Réduite à son modeste mouillage de Cayenne, privée des avantages nautiques et commerciaux qu’offrent aux autres Guyanes les fleuves du Surinam, du Corentin, du Berbice et de l’Essequibo, plus profonds à leurs embouchures et navigables sur un cours plus long, la Guyane française aurait encore pu prospérer sans l’isolement géographique où elle se trouve. Rien n’aboutit à la Guyane, et elle ne mène à rien, à la différence des Antilles, qui se sont trouvées sur le trajet des grandes voies commerciales du globe, de l’ancien monde au nouveau, de l’Amérique du Nord à l’Amérique du Sud. La Guyane, isolée, n’a pu prendre à ce mouvement qu’une très faible part.

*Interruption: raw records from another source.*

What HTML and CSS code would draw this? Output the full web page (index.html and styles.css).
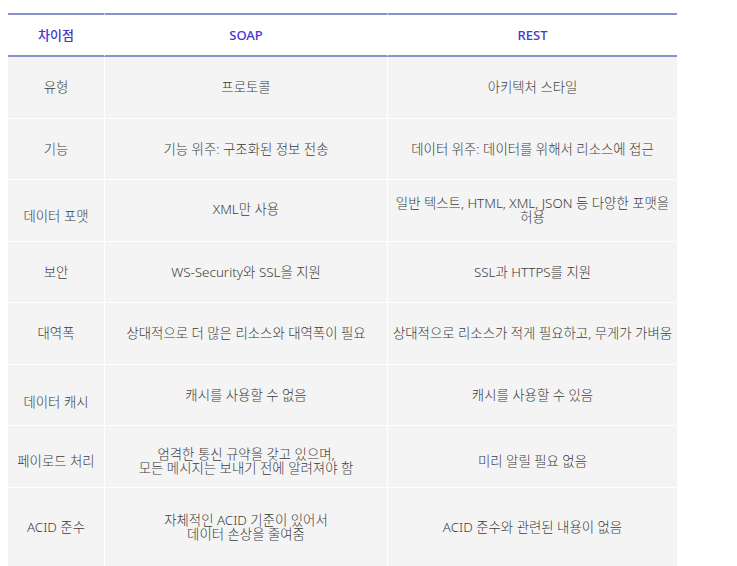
FILE: index.html
```html
<!DOCTYPE html>
<html lang="ko">
<head>
<meta charset="utf-8">
<link rel="stylesheet" href="styles.css">
</head>
<body>
<table class="cmp">
  <colgroup>
    <col class="c1"><col class="c2"><col class="c3">
  </colgroup>
  <thead>
    <tr><th>차이점</th><th>SOAP</th><th>REST</th></tr>
  </thead>
  <tbody>
    <tr><td>유형</td><td>프로토콜</td><td>아키텍처 스타일</td></tr>
    <tr><td>기능</td><td>기능 위주: 구조화된 정보 전송</td><td>데이터 위주: 데이터를 위해서 리소스에 접근</td></tr>
    <tr><td class="down">데이터 포맷</td><td class="up">XML만 사용</td><td>일반 텍스트, HTML, XML, JSON 등 다양한 포맷을<br>허용</td></tr>
    <tr><td>보안</td><td>WS-Security와 SSL을 지원</td><td>SSL과 HTTPS를 지원</td></tr>
    <tr><td>대역폭</td><td>상대적으로 더 많은 리소스와 대역폭이 필요</td><td>상대적으로 리소스가 적게 필요하고, 무게가 가벼움</td></tr>
    <tr><td class="down2">데이터 캐시</td><td>캐시를 사용할 수 없음</td><td>캐시를 사용할 수 있음</td></tr>
    <tr class="low"><td>페이로드 처리</td><td>엄격한 통신 규약을 갖고 있으며,<br>모든 메시지는 보내기 전에 알려져야 함</td><td>미리 알릴 필요 없음</td></tr>
    <tr class="last"><td>ACID 준수</td><td>자체적인 ACID 기준이 있어서<br>데이터 손상을 줄여줌</td><td>ACID 준수와 관련된 내용이 없음</td></tr>
  </tbody>
</table>
</body>
</html>
```

FILE: styles.css
```css
html, body {
  margin: 0;
  padding: 0;
  background: #ffffff;
}
body {
  padding: 13px 0 0 8px;
  font-family: "Noto Sans", "Noto Sans CJK KR", sans-serif;
  font-size: 13.4px;
  color: #3c3c3c;
}
.cmp {
  border-collapse: separate;
  border-spacing: 0;
  table-layout: fixed;
  width: 669px;
}
.c1 { width: 97px; }
.c2 { width: 283px; }
.c3 { width: 289px; }
.cmp th, .cmp td {
  text-align: center;
  vertical-align: middle;
  padding: 0 1px;
  line-height: 14px;
  box-sizing: border-box;
}
.cmp th {
  height: 44px;
  border-top: 2px solid #8a8fd0;
  border-bottom: 2px solid #8a8fd0;
  border-right: 1px solid #ffffff;
  color: #4636d2;
  font-size: 13px;
  font-weight: 500;
  background: #ffffff;
}
.cmp th:last-child { border-right: 0; }
.cmp td {
  height: 61.5px;
  font-weight: 300;
  background: #f4f4f4;
  border-right: 1px solid #ffffff;
  border-bottom: 1px solid #ffffff;
}
.cmp td:last-child { border-right: 0; }
.cmp td.down { padding-top: 11px; }
.cmp td.up { padding-bottom: 3px; }
.cmp td.down2 { padding-top: 14px; }
.cmp tr.low td { padding-top: 10px; }
.cmp tr.last td { height: 80px; }
```
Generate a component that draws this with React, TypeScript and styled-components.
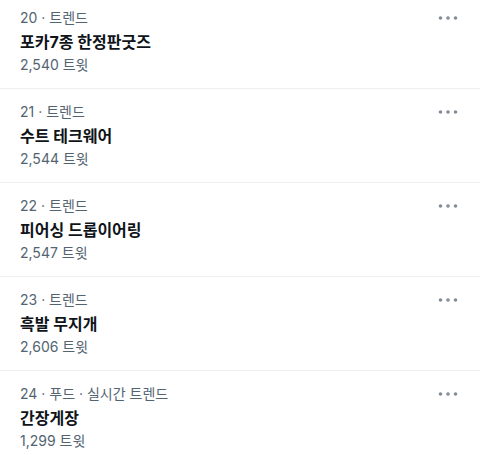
import React from "react";
import styled, { createGlobalStyle } from "styled-components";

const Global = createGlobalStyle`
  html, body { margin: 0; padding: 0; background: #ffffff; }
  body { font-family: Inter, "Noto Sans CJK KR", sans-serif; -webkit-font-smoothing: antialiased; }
`;

const List = styled.div`
  display: flex;
  flex-direction: column;
  margin-top: -5px;
  width: 480px;
  overflow: hidden;
`;

const Row = styled.div`
  display: flex;
  justify-content: space-between;
  align-items: flex-start;
  height: 93px;
  box-sizing: content-box;
  padding: 0 22px 0 20px;
  border-bottom: 1px solid #eceff1;
`;

const Body = styled.div`
  display: flex;
  flex-direction: column;
  padding-top: 13px;
`;

const Meta = styled.div`
  font-size: 14px;
  line-height: 20px;
  color: #536471;
`;

const Title = styled.div`
  font-size: 16px;
  line-height: 24px;
  font-weight: 700;
  color: #0f1419;
  margin-top: 2px;
`;

const Count = styled.div`
  font-size: 14px;
  line-height: 20px;
  color: #536471;
  margin-top: 1px;
`;

const More = styled.div`
  display: flex;
  padding-top: 20px;
  color: #818c96;
`;

const DotsIcon = () => (
  <svg width="20" height="6" viewBox="0 0 20 6" fill="currentColor">
    <circle cx="2.5" cy="3" r="1.8" />
    <circle cx="10" cy="3" r="1.8" />
    <circle cx="17.5" cy="3" r="1.8" />
  </svg>
);

const trends = [
  { rank: 20, cat: "트렌드", title: "포카7종 한정판굿즈", count: "2,540" },
  { rank: 21, cat: "트렌드", title: "수트 테크웨어", count: "2,544" },
  { rank: 22, cat: "트렌드", title: "피어싱 드롭이어링", count: "2,547" },
  { rank: 23, cat: "트렌드", title: "흑발 무지개", count: "2,606" },
  { rank: 24, cat: "푸드 · 실시간 트렌드", title: "간장게장", count: "1,299" },
];

export default function App() {
  return (
    <>
      <Global />
      <List>
        {trends.map((t) => (
          <Row key={t.rank}>
            <Body>
              <Meta>
                {t.rank} · {t.cat}
              </Meta>
              <Title>{t.title}</Title>
              <Count>{t.count} 트윗</Count>
            </Body>
            <More>
              <DotsIcon />
            </More>
          </Row>
        ))}
      </List>
    </>
  );
}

Une seule fois, sous l’empire, profitant des vents et des courans qui portent ses eaux dans le golfe du Mexique, elle se mêla aux croisières dirigées contre le commerce anglais et s’y enrichit; encore était-elle trop pauvre pour avoir une véritable marine, comme ses sœurs de la Guadeloupe et de la Martinique, surtout de Saint-Domingue, et d’ailleurs les champs de course étaient trop éloignés.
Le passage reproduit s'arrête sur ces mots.